The interesting times within NHS England continue.

For me the week had two main highlights, a Personalised Prevention Service senior leadership team (SLT) get together and a couple of Services Week sessions.

Senior leadership

Aside on job titles

My job title is lead service designer, I’m trying to be less weird about it.

I used to say I’m a ‘designer’. Not a ‘service’ or ‘interaction’ designer. On reflection, I think calling myself a ‘designer’ was a humble-brag. Suggesting I do all the design roles.

Being vague isn’t helpful. Helping people understand my role makes it easier for people to work with me.

In the past I’ve also avoided mentioning my ’level’ – not ’senior’ or ’lead’ – based on ideals about hierarchy. But as a straight, middle‑class white man, implicit structures favour me.

Well‑designed organisational structures provide accountability and support diversity.

Make things open, it makes them better

Anyway – I spent a day this week in an SLT meeting.

It was one of the best meetings I’ve had in a long time. It was a healthy. People being honest, vulnerable and kind. Giving and taking difficult feedback.

It is an absolute privilege to work in a culture like this.

The end result is some much needed structure, added accountability and better long‑term planning.

Thanks to everyone involved, especially Emily Houghton who held the space for us to be ourselves.

Services week

This week was Service Week – bringing the public sector together to share best practices and improve public services.

I contributed to two sessions but didn’t go to any others. Thankfully, recordings of the session are on YouTube

Stop mapping, start doing

Sarah Fisher and I ran a session on mapping. I used it to discuss some of my struggles as a service designer, hoping it would resonate with others.
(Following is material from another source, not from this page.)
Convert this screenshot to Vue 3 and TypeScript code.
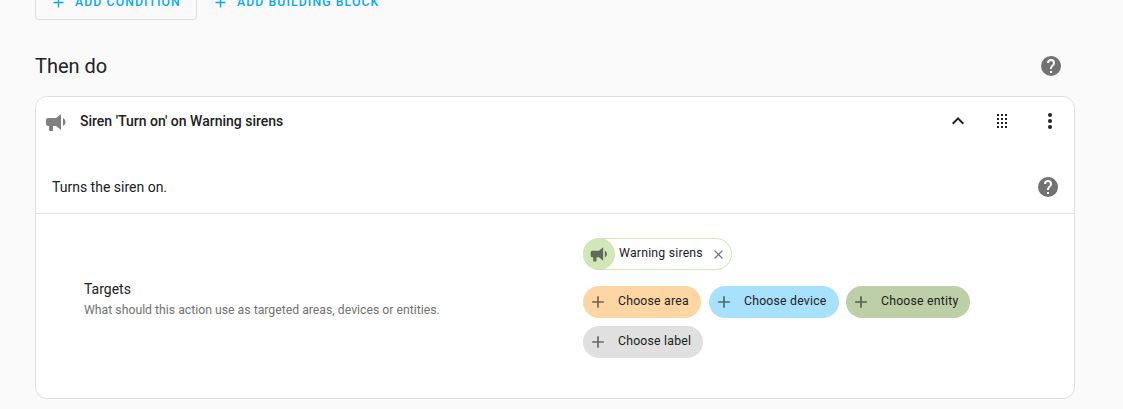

I really enjoyed the session. The contribution from everyone was incredible, I’m grateful to everyone that took part.

Here’s my takeaways.

Maps are good for thinking, bad for communicating

Maps are most valuable for the people creating them rather than for those consuming them. The process of mapping helps teams organise and create shared understanding.

Maya D’Amour described the ‘generation effect’ – creators get the insights, but consumers struggle to extract information

Maps can be designed to be consumed by others, but those are rarely as valuable to the people who create them. As Annie Crabtree said “Are you mapping to learn or to communicate?”.
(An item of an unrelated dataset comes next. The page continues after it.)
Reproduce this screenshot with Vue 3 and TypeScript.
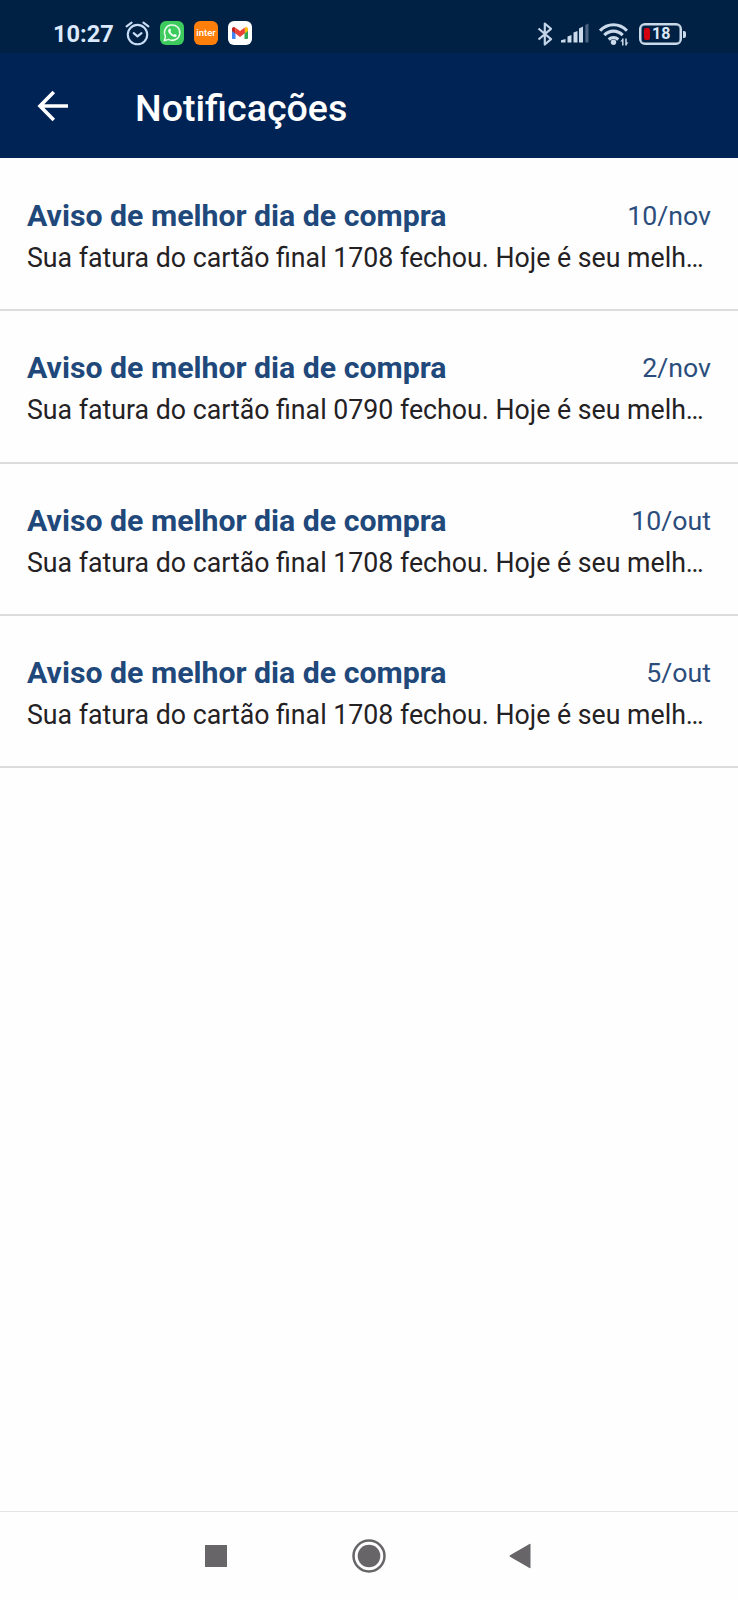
<script setup lang="ts">
interface Notice {
  id: number
  title: string
  date: string
  text: string
}

const title = 'Aviso de melhor dia de compra'
const preview = (card: string): string =>
  `Sua fatura do cartão final ${card} fechou. Hoje é seu melh…`

const notices: Notice[] = [
  { id: 1, title, date: '10/nov', text: preview('1708') },
  { id: 2, title, date: '2/nov', text: preview('0790') },
  { id: 3, title, date: '10/out', text: preview('1708') },
  { id: 4, title, date: '5/out', text: preview('1708') },
]
</script>

<template>
  <div class="screen">
    <div class="status">
      <div class="status-left">
        <span class="clock">10:27</span>
        <svg class="alarm" width="25" height="25" viewBox="0 0 25 25" fill="none" stroke="#c9dcf5" stroke-width="2.1" stroke-linecap="round" stroke-linejoin="round">
          <circle cx="12.5" cy="13.6" r="9.7" />
          <path d="M1.6 5.4 6.6 1.6M23.4 5.4l-5-3.8M8.7 12.1l3.8 3.3 4-3.3" />
        </svg>
        <svg class="app" width="24" height="24" viewBox="0 0 24 24">
          <rect width="24" height="24" rx="6" fill="#3ccb5c" />
          <path d="M4.300 19.700l1.200-4.200a7.700 7.700 0 1 1 3 2.900z" fill="none" stroke="#e6fbe9" stroke-width="1.500" stroke-linejoin="round" />
          <path d="M9.100 7.700c.5-.4 1-.3 1.300.4l.6 1.400c.2.5-.7 1.100-.5 1.500.7 1.200 1.600 2.100 2.900 2.700.5.2.9-.9 1.400-.7l1.500.7c.8.4.3 1.700-.4 2.100-2.500 1.500-8.300-3.600-7.700-6.200.1-.8.5-1.500.9-1.900z" fill="#f2fff4" />
        </svg>
        <span class="inter">inter</span>
        <svg class="app" width="24" height="24" viewBox="0 0 24 24">
          <rect width="24" height="24" rx="6" fill="#fff" />
          <path d="M4 8v9.300c0 .5.3.7.7.7h2.800v-8z" fill="#4285f4" />
          <path d="M20 8v9.300c0 .5-.3.7-.7.7h-2.800v-8z" fill="#34a853" />
          <path d="M4 8.300c0-2.300 1.800-2.900 3.200-1.800v6L4 10z" fill="#c5221f" />
          <path d="M20 8.300c0-2.300-1.800-2.900-3.200-1.800v6L20 10z" fill="#fbbc04" />
          <path d="M7.200 6.500 12 10.100l4.800-3.600v5.800L12 15.900l-4.800-3.600z" fill="#ea4335" />
        </svg>
      </div>
      <div class="status-right">
        <svg class="bt" width="16" height="24" viewBox="0 0 16 24" fill="none" stroke="#c3d3e8" stroke-width="2.200" stroke-linejoin="round">
          <path d="M1.500 6.500 14 17.200 7.800 22.500V1.500L14 6.800 1.500 17.500" />
        </svg>
        <svg class="signal" width="28" height="20" viewBox="0 0 28 20" fill="#cbdaea">
          <path d="M0 19.500v-2.200l4.500-1.300v3.500zM6.500 13.500l4-1.500v7.500h-4zM12.500 9.500l4-1.500v11.500h-4zM18 5.500l4-2v16h-4z" />
          <path d="M24.300 2 27.500.5v19h-3.200z" fill="#4b6280" />
        </svg>
        <svg class="wifi" width="30" height="24" viewBox="0 0 30 24" fill="none" stroke="#cbdaea" stroke-width="3.100">
          <path d="M1.100 8.700C8.500.7 20.500.7 27.900 8.700M5.300 13.200c5.200-5.400 13.200-5.400 18.400 0M9.700 17.500c2.900-2.600 6.700-2.600 9.600 0" />
          <circle cx="14.500" cy="20.300" r="2.700" fill="#cbdaea" stroke="none" />
          <path d="M23.800 16.500v7M27 16.500v7" stroke-width="1.500" />
          <path d="m21.300 19.600 2.500-3.100v3.100zM29.500 20.400 27 23.500v-3.100z" fill="#cbdaea" stroke="none" />
        </svg>
        <span class="battery"><span class="charge"></span><span class="percent">18</span></span>
        <span class="cap"></span>
      </div>
    </div>

    <header class="header">
      <svg class="back" width="32" height="32" viewBox="0 0 32 32" fill="none" stroke="#fff" stroke-width="3.600">
        <path d="M16.800 2 3 16l13.800 14M3.200 16H31" />
      </svg>
      <h1>Notificações</h1>
    </header>

    <main class="list">
      <article v-for="n in notices" :key="n.id" class="notice">
        <div class="row">
          <h2>{{ n.title }}</h2>
          <time>{{ n.date }}</time>
        </div>
        <p>{{ n.text }}</p>
      </article>
    </main>

    <nav class="navbar">
      <svg width="22" height="22" viewBox="0 0 22 22"><rect width="22" height="22" fill="#676568" /></svg>
      <svg class="home" width="34" height="34" viewBox="0 0 34 34">
        <circle cx="17" cy="17" r="15.500" fill="none" stroke="#676568" stroke-width="2.500" />
        <circle cx="17" cy="17" r="11.300" fill="#676568" />
      </svg>
      <svg class="prev" width="22" height="26" viewBox="0 0 22 26"><path d="M1 12.300 20.500 1q1-.5 1 .5v23q0 1-1 .5L1 13.700q-1-.7 0-1.400z" fill="#676568" /></svg>
    </nav>
  </div>
</template>

<style>
body {
  margin: 0;
  background: #fefefe;
}
</style>

<style scoped>
.screen {
  display: flex;
  flex-direction: column;
  width: 738px;
  height: 1600px;
  overflow: hidden;
  background: #fefefe;
  font-family: Roboto, "Liberation Sans", sans-serif;
}
h1,
h2,
p {
  margin: 0;
}
.status {
  display: flex;
  justify-content: space-between;
  box-sizing: border-box;
  height: 53px;
  padding: 13px 53px 0;
  background: #002143;
}
.status-left,
.status-right {
  display: flex;
  align-items: flex-start;
  height: 40px;
}
.clock {
  width: 72px;
  font-size: 23.6px;
  font-weight: 700;
  line-height: 42px;
  color: #dceaff;
  white-space: nowrap;
}
.app,
.inter {
  margin: 8px 0 0 10px;
}
.alarm {
  margin-top: 8px;
}
.inter {
  width: 24px;
  height: 24px;
  border-radius: 6px;
  background: #ff7f0a;
  color: #fff;
  font-size: 9.5px;
  font-weight: 500;
  line-height: 23px;
  text-align: center;
}
.bt {
  margin-top: 9px;
}
.signal {
  margin: 10px 0 0 8px;
}
.wifi {
  margin: 9px 0 0 10px;
}
.battery {
  display: flex;
  align-items: center;
  box-sizing: border-box;
  width: 43px;
  height: 22px;
  margin: 10px 0 0 10px;
  padding-left: 3px;
  border: 2px solid #cbdaea;
  border-radius: 6px;
  box-shadow: inset 0 0 0 0.5px #cbdaea;
}
.charge {
  width: 6px;
  height: 12px;
  border-radius: 2px;
  background: #d3000f;
}
.percent {
  margin-left: 2px;
  font-size: 16px;
  font-weight: 700;
  line-height: 18px;
  color: #dce9f8;
}
.cap {
  width: 3px;
  height: 7px;
  margin: 18px -1px 0 1px;
  border-radius: 0 2px 2px 0;
  background: #cbdaea;
}
.header {
  display: flex;
  height: 105px;
  background: #002356;
}
.back {
  margin: 37px 0 0 37px;
}
h1 {
  margin-left: 66px;
  font-size: 37.6px;
  font-weight: 500;
  line-height: 111px;
  color: #fff;
}
.list {
  padding-top: 1px;
}
.notice {
  box-sizing: border-box;
  height: 152.3px;
  padding: 37px 27px 0;
  border-bottom: 2px solid #dcdcdc;
}
.row {
  display: flex;
  justify-content: space-between;
  height: 41px;
}
h2 {
  font-size: 30.25px;
  font-weight: 700;
  line-height: 40px;
  color: #20487a;
}
time {
  font-size: 26.7px;
  line-height: 40px;
  color: #2b4d7c;
}
p {
  font-size: 26.72px;
  line-height: 43px;
  color: #242124;
  white-space: nowrap;
}
.navbar {
  display: flex;
  align-items: center;
  box-sizing: border-box;
  height: 89px;
  margin-top: auto;
  padding-left: 205px;
  border-top: 1px solid #e3e3e3;
}
.home {
  margin-left: 125px;
}
.prev {
  margin-left: 123px;
}
</style>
If you need to communicate what you have in a map, written summaries and slide decks are more effective.

Maps are disposable

No one revisits their maps. There are no ‘living documents’ – good to remember when starting mapping.

You don’t always need to go from left to right

Traditional service maps can be rigid. Showing the back‑and‑forth of real user journeys can makes maps unreadable.

Vero Jermolina described using London tube map visual language – an elegant way to show decisions and stages using familiar visual language.

Maps aren’t a way to validate what service designer do

This addresses my core anxiety. With less tangible output as a service designer, maps can seem like proof of work.

I need to be more comfortable with my non‑tangible contributions.

Vicky Houghton‑Price’s blog post ‘Do you need another map? Probably not’ describes this perfectly.

Digital Prevention Services – open show and tell

I contributed to Frankie Roberto‘s open show and tell on Digital Prevention Services. A quick run through of 5 related services.

Sessions that bring together multiple things are great. There’s only a loose connection, but the proximity helps give a context that single team demos can’t.

I’ve seen Frankie run this kind of session internally before and was very happy to take part. I also enjoy Frankie’s disdain for slides.

First Personalised Prevention Services design history post

The Personalised Prevention Platform team published an excellent summary of their discovery.